China still hot spot for investment under `new normal`
China will remain a global economic powerhouse and hot destination for investors as its changing growth philosophy into "new normal" makes perfect sense, a British expert says.
The changing process will have far-reaching implications throughout the world as the country is expected to focus on a balanced, high quality and sustainable economic growth in an orderly and well-thought-out manner, Kamel Mellahi, a professor at Britain's Warwick Business School, told Xinhua in a recent interview.
Chinese authorities are planning a "dual-engine" strategy that encourages entrepreneurship and innovation in society and simultaneously increases public products and services, Mellahi said.
"In the current circumstances, China needs both engines to reinvigorate its economic growth and avoid the middle-income trap," he said.
"As China's traditional comparative advantage of cheap labor slowly fades away over the coming years, I think the current drive and encouragement for mass entrepreneurship and innovation is going to drive economic growth in many ways -- from helping China move up the value-added curve, to increasing China's market share in some key sectors such as high tech," he added.
The professor suggested that China implement the strategy effectively and carry out further reforms to foster a strong and dynamic entrepreneurship and innovation ecosystem.
In particular, regulations and barriers that stifle entrepreneurship and innovation must be dismantled and eliminated and the playing field with public sector enterprises should be levelled, he said.
"The recent string of reforms and initiatives such as the reported move to establish a government venture capital investment are strong steps in the right direction," he said.
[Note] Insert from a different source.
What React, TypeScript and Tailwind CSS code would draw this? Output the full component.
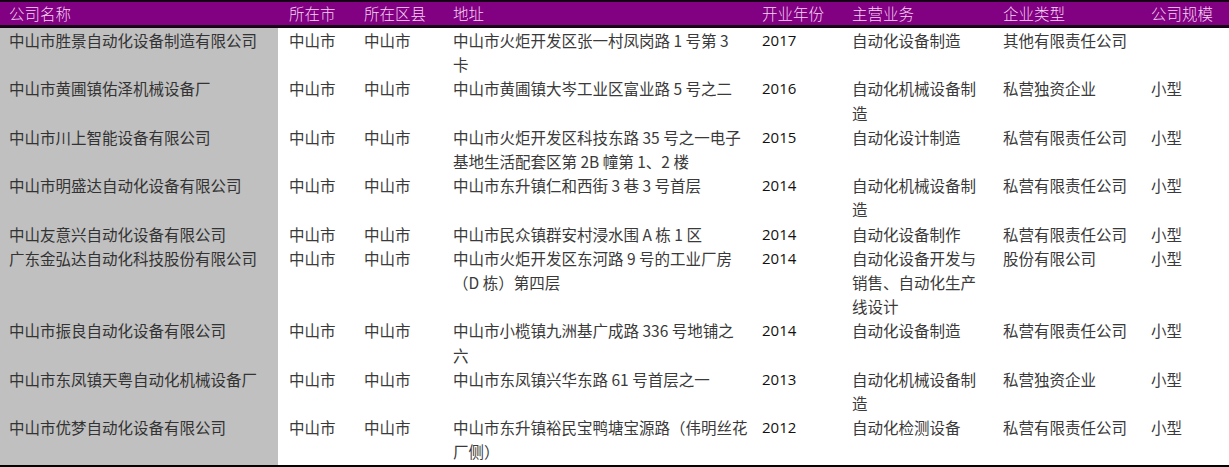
import React from "react";

type Row = {
  name: string;
  city: string;
  county: string;
  addr: string[];
  year: string;
  biz: string[];
  type: string;
  size: string;
};

const rows: Row[] = [
  { name: "中山市胜景自动化设备制造有限公司", city: "中山市", county: "中山市", addr: ["中山市火炬开发区张一村凤岗路 1 号第 3", "卡"], year: "2017", biz: ["自动化设备制造"], type: "其他有限责任公司", size: "" },
  { name: "中山市黄圃镇佑泽机械设备厂", city: "中山市", county: "中山市", addr: ["中山市黄圃镇大岑工业区富业路 5 号之二"], year: "2016", biz: ["自动化机械设备制", "造"], type: "私营独资企业", size: "小型" },
  { name: "中山市川上智能设备有限公司", city: "中山市", county: "中山市", addr: ["中山市火炬开发区科技东路 35 号之一电子", "基地生活配套区第 2B 幢第 1、2 楼"], year: "2015", biz: ["自动化设计制造"], type: "私营有限责任公司", size: "小型" },
  { name: "中山市明盛达自动化设备有限公司", city: "中山市", county: "中山市", addr: ["中山市东升镇仁和西街 3 巷 3 号首层"], year: "2014", biz: ["自动化机械设备制", "造"], type: "私营有限责任公司", size: "小型" },
  { name: "中山友意兴自动化设备有限公司", city: "中山市", county: "中山市", addr: ["中山市民众镇群安村浸水围 A 栋 1 区"], year: "2014", biz: ["自动化设备制作"], type: "私营有限责任公司", size: "小型" },
  { name: "广东金弘达自动化科技股份有限公司", city: "中山市", county: "中山市", addr: ["中山市火炬开发区东河路 9 号的工业厂房", "（D 栋）第四层"], year: "2014", biz: ["自动化设备开发与", "销售、自动化生产", "线设计"], type: "股份有限公司", size: "小型" },
  { name: "中山市振良自动化设备有限公司", city: "中山市", county: "中山市", addr: ["中山市小榄镇九洲基广成路 336 号地铺之", "六"], year: "2014", biz: ["自动化设备制造"], type: "私营有限责任公司", size: "小型" },
  { name: "中山市东凤镇天粤自动化机械设备厂", city: "中山市", county: "中山市", addr: ["中山市东凤镇兴华东路 61 号首层之一"], year: "2013", biz: ["自动化机械设备制", "造"], type: "私营独资企业", size: "小型" },
  { name: "中山市优梦自动化设备有限公司", city: "中山市", county: "中山市", addr: ["中山市东升镇裕民宝鸭塘宝源路（伟明丝花", "厂侧）"], year: "2012", biz: ["自动化检测设备"], type: "私营有限责任公司", size: "小型" },
];

const cols = "grid grid-cols-[278px_76px_89px_309px_90px_151px_148px_88px]";
const font = { fontFamily: '"Noto Sans CJK SC", "Noto Sans", sans-serif' };

function Lines({ lines }: { lines: string[] }) {
  return (
    <>
      {lines.map((l, i) => (
        <div key={i} className="whitespace-pre">{l}</div>
      ))}
    </>
  );
}

export default function App() {
  const headers = ["公司名称", "所在市", "所在区县", "地址", "开业年份", "主营业务", "企业类型", "公司规模"];
  const pads = ["pl-[9px]", "pl-[11px]", "pl-[10px]", "pl-[10px]", "pl-[10px]", "pl-[10px]", "pl-[10px]", "pl-[10px]"];
  return (
    <div className="w-[1229px] h-[467px] bg-white overflow-hidden text-[15.5px] text-[#3a3a3a]" style={font}>
      <div className={`${cols} bg-[#820082] border-t-2 border-b-[3px] border-[#150015] h-[28px] items-center leading-[23px] text-[#f4d2f2] font-light`}>
        {headers.map((h, i) => (
          <div key={i} className={pads[i]}>{h}</div>
        ))}
      </div>
      <div className="leading-[24.2px]">
        {rows.map((r, i) => (
          <div key={i} className={cols}>
            <div className="bg-[#c0c0c0] pl-[9px] text-[#333]">{r.name}</div>
            <div className="pl-[11px]">{r.city}</div>
            <div className="pl-[10px]">{r.county}</div>
            <div className="pl-[10px]"><Lines lines={r.addr} /></div>
            <div className="pl-[10px] text-[15px] font-medium text-[#111]" style={{ fontFamily: '"Open Sans", "Noto Sans", sans-serif' }}>{r.year}</div>
            <div className="pl-[10px]"><Lines lines={r.biz} /></div>
            <div className="pl-[10px]">{r.type}</div>
            <div className="pl-[10px]">{r.size}</div>
          </div>
        ))}
      </div>
      <div className="flex">
        <div className="w-[278px] bg-[#c0c0c0] h-[1px]" />
      </div>
      <div className="h-[6px] bg-black" />
    </div>
  );
}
Mellahi, whose research mainly focuses on strategic management, said that although downward pressures on China's economic growth are a "near consensus", it is able to remain around 7 percent at least through 2015.
In regard to the "new normal" strategy, he said it makes perfect sense to him as the past double-digit economic growth is no longer attainable.
China's transition is going to be painful for other countries and multinationals that still depend on China's labor-intensive industries for their exports, he noted.
However, the professor stressed, the strong inflow of foreign direct investment earlier this year shows that China is still a hot spot for investors who are interested in the emerging market.
He voiced his belief that the Chinese government has enough policies and measures, including further cuts in interest rates, increase of government spending, and further monetary easing, to help banks make loans and stop the economy from decelerating significantly over the next year.
China should achieve a steady but still healthy level of economic growth that will "further entrench the current drive for the rule of law, deepen the reforms, and strengthen the structural foundations for a balanced and sustainable economic model," Mellahi said.